Do you recall your first meeting?

“Because I was so busy getting the film organised I always used to use the services of Neil Aspinall, because he was the only one who seemed to have any sort of control over them. So most things I did on the phone with Neil and I never actually met them until we were on the train and they were very interested when I outlined how we work, about the timing and continuity and costumes, all the things that could hold you up for hours if they didn’t work out. They were very good about it, real professional when it came to it. There were one or two latecomers. When we did the scene with Ringo on the embankment I think he overslept.
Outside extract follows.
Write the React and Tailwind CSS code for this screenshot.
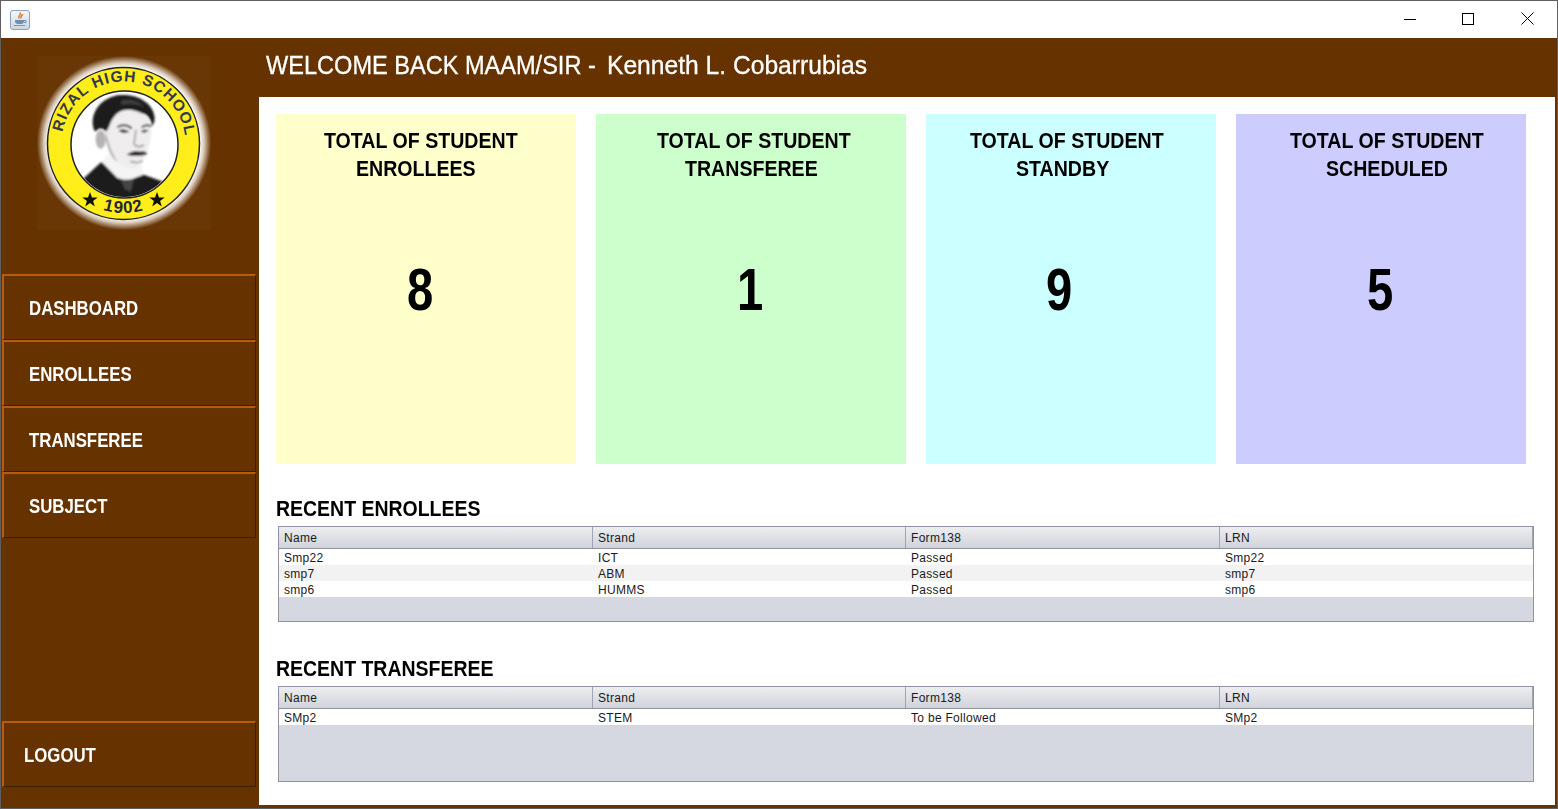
const sans = { fontFamily: '"Liberation Sans", Arial, sans-serif' };

const cards = [
  { bg: "bg-[#ffffcc]", w: "w-[300px]", line1: "ml-[48px]", line2: "ml-[80px]", num: "ml-[131px]", l2: "ENROLLEES", value: 8 },
  { bg: "bg-[#ccffcc]", w: "w-[310px]", line1: "ml-[61px]", line2: "ml-[89px]", num: "ml-[141px]", l2: "TRANSFEREE", value: 1 },
  { bg: "bg-[#ccffff]", w: "w-[290px]", line1: "ml-[44px]", line2: "ml-[90px]", num: "ml-[120px]", l2: "STANDBY", value: 9 },
  { bg: "bg-[#ccccff]", w: "w-[290px]", line1: "ml-[54px]", line2: "ml-[90px]", num: "ml-[131px]", l2: "SCHEDULED", value: 5 },
];

const enrollees = [
  ["Smp22", "ICT", "Passed", "Smp22"],
  ["smp7", "ABM", "Passed", "smp7"],
  ["smp6", "HUMMS", "Passed", "smp6"],
];
const transferees = [["SMp2", "STEM", "To be Followed", "SMp2"]];
const columns = ["Name", "Strand", "Form138", "LRN"];

function JavaIcon() {
  return (
    <div className="flex h-[20px] w-[20px] items-center justify-center rounded-[3px] border border-[#8aa4bd] bg-gradient-to-b from-[#f4f7fa] to-[#c9d6e2]">
      <svg width="14" height="15" viewBox="0 0 14 15">
        <path d="M7 0.500c1.500 2-2 3-1 6M9.500 2c0 2-2.500 2-1.500 4.500" stroke="#e8792b" strokeWidth="1.500" fill="none" />
        <path d="M2 8h9v1c0 2-1 3-3 3H5C3 12 2 11 2 9z" fill="#6f8fae" />
        <path d="M11 8.500h2v2h-2" stroke="#6f8fae" fill="none" />
        <path d="M1 13.500h11" stroke="#7d98b3" />
      </svg>
    </div>
  );
}

function TitleBar() {
  return (
    <div className="flex h-[37px] items-center bg-white pl-[9px]">
      <JavaIcon />
      <div className="ml-auto flex h-full">
        <button className="flex w-[59px] items-center justify-center pb-[2px]">
          <svg width="12" height="12" viewBox="0 0 12 12">
            <path d="M0 6.500h12" stroke="#000" />
          </svg>
        </button>
        <button className="mr-px flex w-[58px] items-center justify-center pb-[2px]">
          <svg width="12" height="12" viewBox="0 0 12 12">
            <rect x="0.500" y="0.500" width="11" height="11" fill="none" stroke="#000" />
          </svg>
        </button>
        <button className="flex w-[59px] items-center justify-center pb-[2px]">
          <svg width="13" height="13" viewBox="0 0 13 13">
            <path d="M0.500 0.500l12 12M12.500 0.500l-12 12" stroke="#000" />
          </svg>
        </button>
      </div>
    </div>
  );
}

function Logo() {
  return (
    <svg width="174" height="174" viewBox="0 0 174 174">
      <defs>
        <radialGradient id="glow" cx="0.500" cy="0.500" r="0.500">
          <stop offset="0.870" stopColor="#ffffff" />
          <stop offset="0.920" stopColor="#d9c9b8" />
          <stop offset="1" stopColor="#693706" />
        </radialGradient>
        <path id="topArc" d="M 24.500 87.500 A 62 62 0 0 1 148.500 87.500" />
        <path id="bottomArc" d="M 17 87.500 A 69.500 69.500 0 0 0 156 87.500" />
        <clipPath id="inner">
          <circle cx="87.500" cy="88.500" r="52.500" />
        </clipPath>
        <filter id="soft" x="-5%" y="-5%" width="110%" height="110%">
          <feGaussianBlur stdDeviation="2.500" />
        </filter>
      </defs>
      <rect width="174" height="174" fill="url(#glow)" />
      <circle cx="86.500" cy="87.500" r="76" fill="#ffee1a" stroke="#222" strokeWidth="1.500" />
      <circle cx="87.500" cy="88.500" r="53.500" fill="#fff" stroke="#222" strokeWidth="1.500" />
      <g transform="rotate(2 86.500 87.500)">
        <text fontSize="15.500" fontWeight="700" fill="#34384f" style={sans} letterSpacing="1">
          <textPath href="#topArc" startOffset="50%" textAnchor="middle">RIZAL HIGH SCHOOL</textPath>
        </text>
      </g>
      <text fontSize="17" fontWeight="700" fill="#25283a" style={sans} letterSpacing="1">
        <textPath href="#bottomArc" startOffset="50%" textAnchor="middle">1902</textPath>
      </text>
      <path d="M53 136l2 5.500h5.700l-4.600 3.400 1.700 5.600-4.800-3.400-4.800 3.400 1.700-5.600-4.600-3.400H51z" fill="#111" />
      <path d="M120 136l2 5.500h5.700l-4.600 3.400 1.700 5.600-4.800-3.400-4.800 3.400 1.700-5.600-4.600-3.400H118z" fill="#111" />
      <g clipPath="url(#inner)">
        <g transform="translate(-7 -6) scale(0.3333)" filter="url(#soft)">
          <path d="M145 400 L215 335 L270 385 L335 372 L400 395 L370 450 L190 450Z" fill="#1c1c1c" />
          <path d="M215 335 L235 310 L335 335 L338 375 L292 392 L262 384Z" fill="#f4f4f4" />
          <path d="M272 390 L312 388 L302 425 L284 418Z" fill="#444" />
          <ellipse cx="212" cy="268" rx="15" ry="28" fill="#b5b3b3" />
          <path d="M228 240 C228 210 250 180 300 178 C345 178 366 215 364 245 C362 290 345 330 322 350 C300 362 270 350 248 322 C238 305 232 285 228 270 Z" fill="#efeded" />
          <path d="M228 240 C232 270 240 300 262 335 C245 325 235 300 228 270Z" fill="#a9a7a7" />
          <path d="M192 240 C178 195 205 148 262 136 C322 128 372 160 374 205 C374 216 370 224 366 228 C362 205 350 192 335 190 C310 176 285 176 268 186 C252 196 244 212 238 228 C235 236 232 240 228 245 C218 232 205 232 198 245 Z" fill="#1c1c1c" />
          <path d="M272 152 C298 144 328 152 345 172 C322 162 296 160 276 166 Z" fill="#3c3c3c" />
          <path d="M262 232 C275 222 295 224 305 236 M335 232 C345 224 358 224 364 230" stroke="#3a3a3a" strokeWidth="6" fill="none" />
          <path d="M266 243 C275 236 290 238 298 246 L280 249Z M332 244 C340 238 350 238 356 242 L342 248Z" fill="#222" />
          <path d="M318 240 L312 282 C318 292 335 292 342 284" stroke="#9e9c9c" strokeWidth="5" fill="none" />
          <path d="M290 314 C305 303 320 300 330 305 C340 302 350 306 352 312 C335 320 310 320 290 314Z" fill="#2a2a2a" />
          <path d="M302 334 C315 340 330 338 338 332" stroke="#8c8a8a" strokeWidth="5" fill="none" />
        </g>
      </g>
    </svg>
  );
}

function NavButton({ label, pad = "pl-[25px]" }) {
  return (
    <button
      className={`flex h-[66px] w-[254px] items-center border border-t-2 border-l-2 border-t-[#b85c0a] border-l-[#b85c0a] border-r-[#3d1f00] border-b-[#3d1f00] ${pad} text-[21px] font-bold text-white`}
      style={sans}
    >
      <span className="origin-left scale-x-[0.8] whitespace-nowrap">{label}</span>
    </button>
  );
}

function Sidebar() {
  return (
    <div className="flex w-[258px] shrink-0 flex-col pl-px">
      <div className="ml-[35px] mt-[18px] h-[218px]">
        <Logo />
      </div>
      <NavButton label="DASHBOARD" />
      <NavButton label="ENROLLEES" />
      <NavButton label="TRANSFEREE" />
      <NavButton label="SUBJECT" />
      <div className="mt-auto mb-[21px]">
        <NavButton label="LOGOUT" pad="pl-[20px]" />
      </div>
    </div>
  );
}

function StatCard({ card }) {
  return (
    <div className={`h-[350px] ${card.w} ${card.bg} text-black`} style={sans}>
      <div className={`${card.line1} mt-[13px] whitespace-nowrap text-[22px] leading-[28px] font-bold`}>
        <span className="inline-block origin-left scale-x-[0.89]">TOTAL OF STUDENT</span>
      </div>
      <div className={`${card.line2} whitespace-nowrap text-[22px] leading-[28px] font-bold`}>
        <span className="inline-block origin-left scale-x-[0.89]">{card.l2}</span>
      </div>
      <div className={`${card.num} mt-[67px] text-[59px] leading-[80px] font-bold`}>
        <span className="inline-block origin-left scale-x-[0.8]">{card.value}</span>
      </div>
    </div>
  );
}

function DataTable({ rows }) {
  return (
    <div className="ml-[2px] flex h-[96px] w-[1256px] flex-col border border-[#8e93a0] bg-[#d5d8e0] text-[12px] tracking-[0.3px] text-[#1a1a1a]" style={sans}>
      <div className="grid h-[22px] shrink-0 grid-cols-[314px_313px_314px_1fr] border-b border-[#8e93a0] bg-gradient-to-b from-[#eceef1] to-[#d0d3da]">
        {columns.map((c) => (
          <div key={c} className="flex items-center border-r border-[#a0a4ae] pl-[5px]">{c}</div>
        ))}
      </div>
      {rows.map((row, i) => (
        <div key={i} className={`grid h-[16px] grid-cols-[314px_313px_314px_1fr] items-center pt-[2px] leading-[14px] ${i % 2 ? "bg-[#f2f2f2]" : "bg-white"}`}>
          {row.map((cell, j) => (
            <div key={j} className="pl-[5px]">{cell}</div>
          ))}
        </div>
      ))}
    </div>
  );
}

function Heading({ children, top }) {
  return (
    <div className={`${top} h-[28px] whitespace-nowrap text-[22px] leading-[28px] font-bold text-black`} style={sans}>
      <span className="inline-block origin-left scale-x-[0.885]">{children}</span>
    </div>
  );
}

export default function App() {
  return (
    <div className="flex h-[809px] w-[1558px] flex-col overflow-hidden border border-[#5f5f5f] bg-[#663300]">
      <TitleBar />
      <div className="flex min-h-0 flex-1">
        <Sidebar />
        <div className="flex min-w-0 flex-1 flex-col">
          <div className="flex h-[59px] shrink-0 items-center pb-[5px] pl-[7px] text-[26px] whitespace-nowrap text-white [-webkit-text-stroke:0.3px_white]" style={sans}>
            <span className="inline-block w-[341px] origin-left scale-x-[0.906]">WELCOME BACK MAAM/SIR -</span>
            <span className="inline-block origin-left scale-x-[0.947]">Kenneth L. Cobarrubias</span>
          </div>
          <div className="mr-[2px] mb-[3px] min-h-0 flex-1 bg-white pt-[17px] pl-[17px]">
            <div className="flex gap-[20px]">
              {cards.map((c) => (
                <StatCard key={c.l2} card={c} />
              ))}
            </div>
            <Heading top="mt-[31px]">RECENT ENROLLEES</Heading>
            <div className="mt-[3px]"><DataTable rows={enrollees} /></div>
            <Heading top="mt-[33px]">RECENT TRANSFEREE</Heading>
            <div className="mt-[3px]"><DataTable rows={transferees} /></div>
          </div>
        </div>
      </div>
    </div>
  );
}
Probably a late night at the Ad Lib, I should think, and I was responsible for a lot of it because I used to go with ’em!”

Did you see George’s meeting with Pattie?

“Yes, on this train it was very confined, as you would realise, about 80 people. And I remember George when we got these girls from an agency, there was a little bunch of them, about half a dozen dressed as schoolgirls, they weren’t actually schoolgirls but were dressed in school clothes. I remember George spotting Pattie and looking at her. But it was the others who were on the make, really, and George was always a bit reticent like that, he hung back. But I do remember their first meeting, it was charming.”